Dans cet univers dictatorial, fasciste et totalitaire, des personnages divers (le bouffon officiel du bourgeois en chef, un ancien soldat de l’armée d’invasion de l’URSS) vont chercher à sortir d’un quotidien conformiste et fermé d’avance ; ce faisant, ils vont verser dans la lutte armée contre les pouvoirs en place. Dans ce roman, les « terroristes » sont en effet ceux qui ont anticipé l’évolution vers l’autoritarisme, ce qui a entraîné leur liquidation par les sociaux-démocrates (à l’image de Noske et de Spartacus), avant que ces derniers soient eux-mêmes supprimés par l’extrême droite. Mais nourrie par l’oppression, la révolte suscite de nouvelles recrues, à l’image de la ligue des athées ou de l’organisation des amis de la nature [1]. Ceux-ci ne sont pas sans faire penser aux populistes russes (sic) de la fin du XIXème siècle, avec leur pratique de l’exécution individuelle. Ce qui tendrait à rapprocher des auteurs comme Benoît-Jeannin, dans l’univers de la SF, de la mouvance autonome en politique. On croise également, autre fruit de la décennie d’écriture, une communauté féministe qui refuse toute cohabitation avec les mâles, pratique la rotation des tâches et défend les couples libres. Tout ce beau monde tentera de s’opposer au départ des élites dirigeantes (vues d’ailleurs de manière fort peu nuancée, en vieillards lubriques et pédophiles) à bord d’un vaisseau spatial, tant « (…) l’essor du vaisseau représentant le triomphe définitif du surprofit, du gigantisme d’une société destructrice » (p.308).
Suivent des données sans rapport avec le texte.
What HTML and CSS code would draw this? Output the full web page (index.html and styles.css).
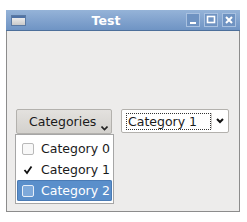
FILE: index.html
```html
<!DOCTYPE html>
<html>
<head>
<meta charset="utf-8">
<link rel="stylesheet" href="styles.css">
</head>
<body>
<div class="window">
  <div class="titlebar">
    <div class="app-icon"><div class="app-icon-bar"></div></div>
    <div class="title">Test</div>
    <div class="wm-buttons">
      <div class="wm-btn"><svg width="14" height="14" viewBox="0 0 14 14"><rect x="4" y="9" width="6" height="2" fill="#fff"/></svg></div>
      <div class="wm-btn"><svg width="14" height="14" viewBox="0 0 14 14"><rect x="3.5" y="3.5" width="7" height="6" fill="none" stroke="#fff" stroke-width="1.6"/></svg></div>
      <div class="wm-btn"><svg width="14" height="14" viewBox="0 0 14 14"><path d="M4 4 L10 10 M10 4 L4 10" stroke="#fff" stroke-width="2"/></svg></div>
    </div>
  </div>
  <div class="client">
    <div class="controls">
      <div class="menu-wrap">
        <div class="cat-button">Categories<svg class="chev" width="7" height="5" viewBox="0 0 7 5"><path d="M0.5 0.5 L3.5 3.5 L6.5 0.5" fill="none" stroke="#222" stroke-width="1.6"/></svg></div>
        <div class="popup">
          <div class="item"><span class="check"></span><span>Category 0</span></div>
          <div class="item"><span class="check"><svg width="12" height="12" viewBox="0 0 12 12"><path d="M2.5 6 L5 9 L9.5 2.5" fill="none" stroke="#111" stroke-width="1.8"/></svg></span><span>Category 1</span></div>
          <div class="item selected"><span class="check"></span><span>Category 2</span></div>
        </div>
      </div>
      <div class="combo">
        <div class="combo-text"><span class="focus">Category 1</span></div>
        <div class="combo-sep"></div>
        <div class="combo-arrow"><svg width="8" height="6" viewBox="0 0 8 6"><path d="M1 1 L4 4 L7 1" fill="none" stroke="#111" stroke-width="2"/></svg></div>
      </div>
    </div>
  </div>
</div>
</body>
</html>
```
FILE: styles.css
```css
html, body {
  margin: 0;
  padding: 0;
  background: #ffffff;
  font-family: "DejaVu Sans", sans-serif;
  font-size: 12.5px;
  color: #1a1a1a;
}
.window {
  margin: 10px 0 0 6px;
  width: 234px;
  height: 202px;
  box-sizing: border-box;
  border: 1px solid #8c8c8c;
  border-top: none;
  background: #edeceb;
  display: flex;
  flex-direction: column;
}
.titlebar {
  height: 21px;
  margin: 0 -1px;
  background: linear-gradient(#95b3d8, #6f94c4);
  border-bottom: 1px solid #4d6f9a;
  display: flex;
  align-items: center;
  box-sizing: border-box;
}
.app-icon {
  width: 15px;
  height: 11px;
  margin-left: 5px;
  border: 1px solid #5b7aa3;
  background: linear-gradient(#f6f6f6, #c9c9c9);
  box-sizing: border-box;
}
.app-icon-bar {
  height: 2px;
  background: #4f72a5;
}
.title {
  flex: 1;
  text-align: center;
  color: #ffffff;
  font-weight: bold;
  font-size: 12.5px;
}
.wm-buttons {
  display: flex;
  gap: 4px;
  margin-right: 4px;
}
.wm-btn {
  width: 14px;
  height: 14px;
  box-sizing: border-box;
  border: 1px solid #a9c1e0;
  background: #6f93c2;
  display: flex;
  align-items: center;
  justify-content: center;
}
.wm-btn svg {
  display: block;
  margin: -1px;
}
.client {
  flex: 1;
  padding: 78px 0 0 9px;
}
.controls {
  display: flex;
  align-items: flex-start;
  gap: 9px;
}
.menu-wrap {
  position: relative;
}
.cat-button {
  width: 96px;
  height: 25px;
  box-sizing: border-box;
  border: 1px solid #b3b1ad;
  border-radius: 2px;
  background: linear-gradient(#e3e1de, #d3d1cd);
  display: flex;
  align-items: center;
  padding-left: 12px;
  position: relative;
}
.chev {
  position: absolute;
  left: 84px;
  top: 16px;
}
.popup {
  position: absolute;
  left: -1px;
  top: 25px;
  width: 99px;
  box-sizing: border-box;
  border: 1px solid #a6a6a6;
  background: #ffffff;
  padding: 3px 1px 2px 1px;
}
.item {
  height: 21px;
  display: flex;
  align-items: center;
  padding-left: 5px;
  gap: 7px;
}
.item.selected {
  background: #5a8fcb;
  color: #ffffff;
  border-radius: 2px;
  box-shadow: inset 0 0 0 1px #4a7bb5;
}
.check {
  width: 12px;
  height: 12px;
  box-sizing: border-box;
  border: 1px solid #b9b9b9;
  border-radius: 2px;
  background: #f8f8f8;
  display: flex;
  align-items: center;
  justify-content: center;
}
.check svg {
  margin: -1px;
}
.item:nth-child(2) .check {
  border-color: transparent;
  background: transparent;
}
.item.selected .check {
  background: #7ea9da;
  border-color: #e6eef8;
}
.combo {
  width: 108px;
  height: 24px;
  box-sizing: border-box;
  border: 1px solid #b3b1ad;
  border-radius: 2px;
  background: #ffffff;
  display: flex;
  align-items: stretch;
}
.combo-text {
  flex: 1;
  padding: 3px 0 0 4px;
}
.focus {
  display: block;
  border: 1px dotted #333;
  height: 17px;
  box-sizing: border-box;
  padding-left: 1px;
  line-height: 15px;
}
.combo-sep {
  width: 1px;
  background: #cfcdca;
  margin: 3px 0;
}
.combo-arrow {
  width: 16px;
  display: flex;
  align-items: center;
  justify-content: center;
}
```
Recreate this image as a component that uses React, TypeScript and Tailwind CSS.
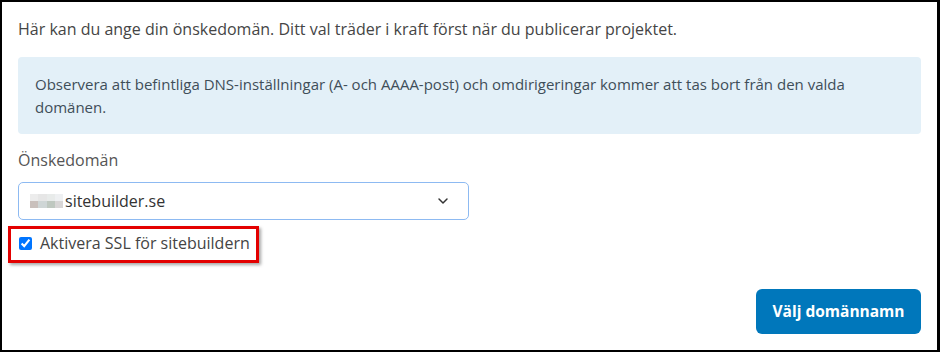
import { ChevronDown } from "lucide-react";

export default function App() {
  return (
    <div className="w-[940px] h-[352px] bg-white" style={{ fontFamily: "'Open Sans', 'Noto Sans', sans-serif" }}>
      <div className="w-[940px] h-[352px] border-2 border-r-[3px] border-black bg-white px-4 pt-4 pb-4 flex flex-col text-[15px] leading-[23px] text-[#454545]">
        <p className="text-[16px]">Här kan du ange din önskedomän. Ditt val träder i kraft först när du publicerar projektet.</p>

        {/* info-ruta */}
        <div className="mt-4 w-[903px] rounded bg-[#e3f0f8] px-[17px] py-4 leading-[22.5px] text-[#3f4e59]">
          Observera att befintliga DNS-inställningar (A- och AAAA-post) och omdirigeringar kommer att tas bort från den valda domänen.
        </div>

        <label className="mt-[14px] text-[16px] leading-[24px] text-[#555]">Önskedomän</label>

        <div className="mt-[10px] flex h-[38px] w-[451px] items-center justify-between rounded-[5px] border border-[#8dbaf2] pl-[11px] pr-[17px]">
          <div className="flex items-center text-[16px] text-[#333]">
            {/* suddad subdomän */}
            <div className="mr-[2px] grid grid-cols-4 grid-rows-2 w-[33px] h-[14px]">
              <div className="bg-[#ececec]" />
              <div className="bg-[#e6e6e6]" />
              <div className="bg-[#e8ebea]" />
              <div className="bg-[#eef0f2]" />
              <div className="bg-[#c9c0bc]" />
              <div className="bg-[#cfd6d6]" />
              <div className="bg-[#bfc8c0]" />
              <div className="bg-[#d8d6d6]" />
            </div>
            <span>sitebuilder.se</span>
          </div>
          <ChevronDown className="h-[16px] w-[16px] text-[#333]" strokeWidth={2.2} />
        </div>

        {/* kryssruta med markering */}
        <div className="relative mt-[12px] flex items-center">
          <input type="checkbox" defaultChecked className="ml-[1px] h-[13px] w-[13px] accent-[#0075ff]" />
          <span className="ml-[8px] text-[16px] text-[#444]">Aktivera SSL för sitebuildern</span>
          <div className="pointer-events-none absolute left-[-10px] top-[-6px] h-[37px] w-[251px] border-[3px] border-[#e30000] shadow-[2px_2px_3px_rgba(0,0,0,0.35)]" />
        </div>

        <div className="mt-auto flex justify-end">
          <button className="h-[45px] w-[165px] rounded-[6px] bg-[#0077bb] text-[15.5px] font-bold text-white">
            Välj domännamn
          </button>
        </div>
      </div>
    </div>
  );
}
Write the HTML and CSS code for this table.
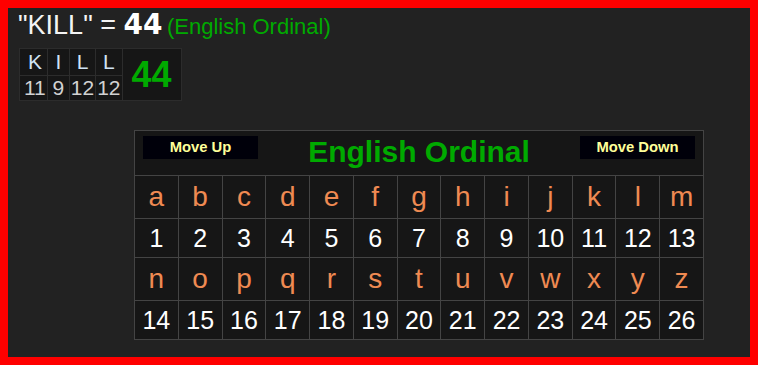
FILE: index.html
```html
<!DOCTYPE html>
<html lang="en">
<head>
<meta charset="utf-8">
<title>KILL = 44 (English Ordinal)</title>
<link rel="stylesheet" href="styles.css">
</head>
<body>
<div class="frame">
  <div class="headline">
    <span class="phrase">"KILL" = </span><span class="total">44</span> <span class="cipher">(English Ordinal)</span>
  </div>

  <table class="breakdown">
    <tr>
      <td class="bd-letter bd-first">K</td>
      <td class="bd-letter">I</td>
      <td class="bd-letter">L</td>
      <td class="bd-letter">L</td>
      <td class="bd-sum" rowspan="2">44</td>
    </tr>
    <tr>
      <td class="bd-num bd-first">11</td>
      <td class="bd-num">9</td>
      <td class="bd-num">12</td>
      <td class="bd-num">12</td>
    </tr>
  </table>

  <div class="board">
    <div class="board-head">
      <button class="move-btn">Move Up</button>
      <div class="board-title">English Ordinal</div>
      <button class="move-btn">Move Down</button>
    </div>

    <div class="cell letter">a</div><div class="cell letter">b</div><div class="cell letter">c</div><div class="cell letter">d</div><div class="cell letter">e</div><div class="cell letter">f</div><div class="cell letter">g</div><div class="cell letter">h</div><div class="cell letter">i</div><div class="cell letter">j</div><div class="cell letter">k</div><div class="cell letter">l</div><div class="cell letter">m</div>
    <div class="cell num">1</div><div class="cell num">2</div><div class="cell num">3</div><div class="cell num">4</div><div class="cell num">5</div><div class="cell num">6</div><div class="cell num">7</div><div class="cell num">8</div><div class="cell num">9</div><div class="cell num">10</div><div class="cell num">11</div><div class="cell num">12</div><div class="cell num">13</div>
    <div class="cell letter">n</div><div class="cell letter">o</div><div class="cell letter">p</div><div class="cell letter">q</div><div class="cell letter">r</div><div class="cell letter">s</div><div class="cell letter">t</div><div class="cell letter">u</div><div class="cell letter">v</div><div class="cell letter">w</div><div class="cell letter">x</div><div class="cell letter">y</div><div class="cell letter">z</div>
    <div class="cell num">14</div><div class="cell num">15</div><div class="cell num">16</div><div class="cell num">17</div><div class="cell num">18</div><div class="cell num">19</div><div class="cell num">20</div><div class="cell num">21</div><div class="cell num">22</div><div class="cell num">23</div><div class="cell num">24</div><div class="cell num">25</div><div class="cell num">26</div>
  </div>
</div>
</body>
</html>
```

FILE: styles.css
```css
html, body {
  margin: 0;
  padding: 0;
}

body {
  font-family: "Liberation Sans", Arial, sans-serif;
  background: #ff0000;
}

.frame {
  box-sizing: border-box;
  width: 758px;
  height: 365px;
  border: 8px solid #ff0000;
  background: #222222;
  padding: 2px 0 0 10px;
  overflow: hidden;
}

.headline {
  line-height: 30px;
  white-space: nowrap;
}

.phrase {
  font-size: 27px;
  color: #f4f4f4;
}

.total {
  font-family: "DejaVu Sans", sans-serif;
  font-weight: bold;
  font-size: 28px;
  color: #ffffff;
}

.cipher {
  font-size: 22px;
  color: #00aa00;
}

.breakdown {
  border-collapse: collapse;
  margin: 4px 0 0 1px;
  background: #161616;
}

.breakdown td {
  border: 1px solid #2c2c2c;
  padding: 0 1px;
  width: 19px;
  text-align: center;
  font-size: 21px;
}

.breakdown td.bd-first {
  padding-left: 4px;
}

.bd-letter {
  color: #cfe3f5;
  height: 26px;
  line-height: 26px;
}

.bd-num {
  color: #d2d2d2;
  height: 24px;
  line-height: 22px;
}

.breakdown td.bd-sum {
  width: 56px;
  font-weight: bold;
  font-size: 36px;
  color: #00aa00;
  line-height: 40px;
}

.board {
  box-sizing: border-box;
  width: 570px;
  margin: 29px 0 0 116px;
  display: grid;
  grid-template-columns: repeat(13, 1fr);
  border-top: 1px solid #444444;
  border-left: 1px solid #444444;
  background: #161616;
}

.board-head {
  grid-column: 1 / -1;
  border-right: 1px solid #444444;
  border-bottom: 1px solid #444444;
  padding: 5px 8px 0 8px;
  box-sizing: border-box;
  height: 45px;
  display: flex;
  justify-content: space-between;
  align-items: flex-start;
}

.move-btn {
  width: 115px;
  height: 23px;
  border: none;
  padding: 0;
  margin: 0;
  background: #00000a;
  color: #ffff99;
  font-family: "Liberation Sans", Arial, sans-serif;
  font-weight: bold;
  font-size: 14.8px;
  line-height: 23px;
}

.board-title {
  font-size: 30px;
  font-weight: bold;
  color: #00aa00;
  line-height: 34px;
  margin-top: -1px;
}

.cell {
  border-right: 1px solid #444444;
  border-bottom: 1px solid #444444;
  text-align: center;
}

.letter {
  height: 42px;
  line-height: 42px;
  font-size: 28px;
  color: #ef8a52;
}

.num {
  height: 38px;
  line-height: 38px;
  font-size: 25px;
  color: #ffffff;
}
```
[1] « Les Amis de la Nature voyaient dans le capitalisme, depuis ses origines, le mal absolu, celui qui avait trafiqué la race humaine, qui l’avait réifiée sans pitié à mesure qu’il étendait son emprise mondiale. Le capitalisme classique, sans oublier ses dérivés et avatars : le capitalisme bureaucratique de la Zone-Est par exemple. Les responsables de l’exploitation planétaire, les assassins de la vie, avaient permis l’essor d’un progrès trompeur créateur de besoins aliénants qui, une fois satisfaits, laissaient l’être humain aussi vide et désespéré qu’avant. L’être perd le contact avec la réalité de sa propre nature à mesure que la marchandise se substitue à cette réalité. La marchandise tue l’humain. » (p.327).